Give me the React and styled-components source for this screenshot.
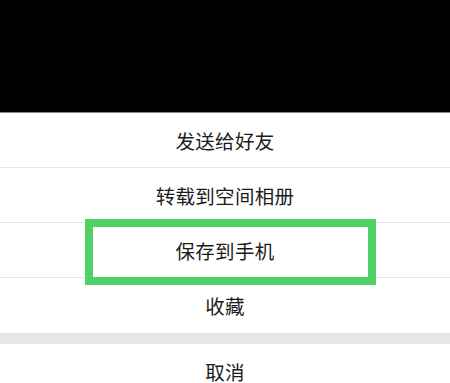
import React from 'react';
import styled, { createGlobalStyle } from 'styled-components';

const GlobalStyle = createGlobalStyle`
  html, body {
    margin: 0;
    padding: 0;
    background: #ffffff;
  }
  body {
    font-family: "Noto Sans CJK SC", "Noto Sans", sans-serif;
  }
`;

const actions = ['发送给好友', '转载到空间相册', '保存到手机', '收藏'];

const App = () => {
  return (
    <Page>
      <GlobalStyle />
      <Mask />
      <Sheet>
        {actions.map((label, i) => (
          <Row key={label} $last={i === actions.length - 1}>
            {label}
            {label === '保存到手机' && <Highlight />}
          </Row>
        ))}
        <Gap />
        <Row $last>取消</Row>
      </Sheet>
    </Page>
  );
};

const Page = styled.div`
  display: flex;
  flex-direction: column;
  width: 450px;
  height: 383px;
  overflow: hidden;
  background: #ffffff;
`;
const Mask = styled.div`
  flex: 0 0 auto;
  height: 112px;
  background: #000000;
  border-bottom: 1px solid #8a8a8a;
`;
const Sheet = styled.div`
  display: flex;
  flex-direction: column;
`;
const Row = styled.div`
  position: relative;
  display: flex;
  justify-content: center;
  align-items: center;
  height: ${(p) => (p.$last ? '55px' : '54px')};
  border-bottom: ${(p) => (p.$last ? 'none' : '1px solid #e6e6e6')};
  font-size: 19.5px;
  color: #1c1c1c;
  letter-spacing: 0.3px;
`;
const Highlight = styled.div`
  position: absolute;
  top: -4px;
  left: 85px;
  width: 291px;
  height: 66px;
  box-sizing: border-box;
  border: 8px solid #4fd165;
`;
const Gap = styled.div`
  height: 11px;
  background: #e6e6e6;
`;

export default App;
========================================================================
• [Exercise requirements]:
Using the data above, write out every line exactly, leaving the images behind.

• [Exercise result]:
Give me the React and styled-components source for this screenshot.
import React from 'react';
import styled, { createGlobalStyle } from 'styled-components';

const GlobalStyle = createGlobalStyle`
  html, body {
    margin: 0;
    padding: 0;
    background: #ffffff;
  }
  body {
    font-family: "Noto Sans CJK SC", "Noto Sans", sans-serif;
  }
`;

const actions = ['发送给好友', '转载到空间相册', '保存到手机', '收藏'];

const App = () => {
  return (
    <Page>
      <GlobalStyle />
      <Mask />
      <Sheet>
        {actions.map((label, i) => (
          <Row key={label} $last={i === actions.length - 1}>
            {label}
            {label === '保存到手机' && <Highlight />}
          </Row>
        ))}
        <Gap />
        <Row $last>取消</Row>
      </Sheet>
    </Page>
  );
};

const Page = styled.div`
  display: flex;
  flex-direction: column;
  width: 450px;
  height: 383px;
  overflow: hidden;
  background: #ffffff;
`;
const Mask = styled.div`
  flex: 0 0 auto;
  height: 112px;
  background: #000000;
  border-bottom: 1px solid #8a8a8a;
`;
const Sheet = styled.div`
  display: flex;
  flex-direction: column;
`;
const Row = styled.div`
  position: relative;
  display: flex;
  justify-content: center;
  align-items: center;
  height: ${(p) => (p.$last ? '55px' : '54px')};
  border-bottom: ${(p) => (p.$last ? 'none' : '1px solid #e6e6e6')};
  font-size: 19.5px;
  color: #1c1c1c;
  letter-spacing: 0.3px;
`;
const Highlight = styled.div`
  position: absolute;
  top: -4px;
  left: 85px;
  width: 291px;
  height: 66px;
  box-sizing: border-box;
  border: 8px solid #4fd165;
`;
const Gap = styled.div`
  height: 11px;
  background: #e6e6e6;
`;

export default App;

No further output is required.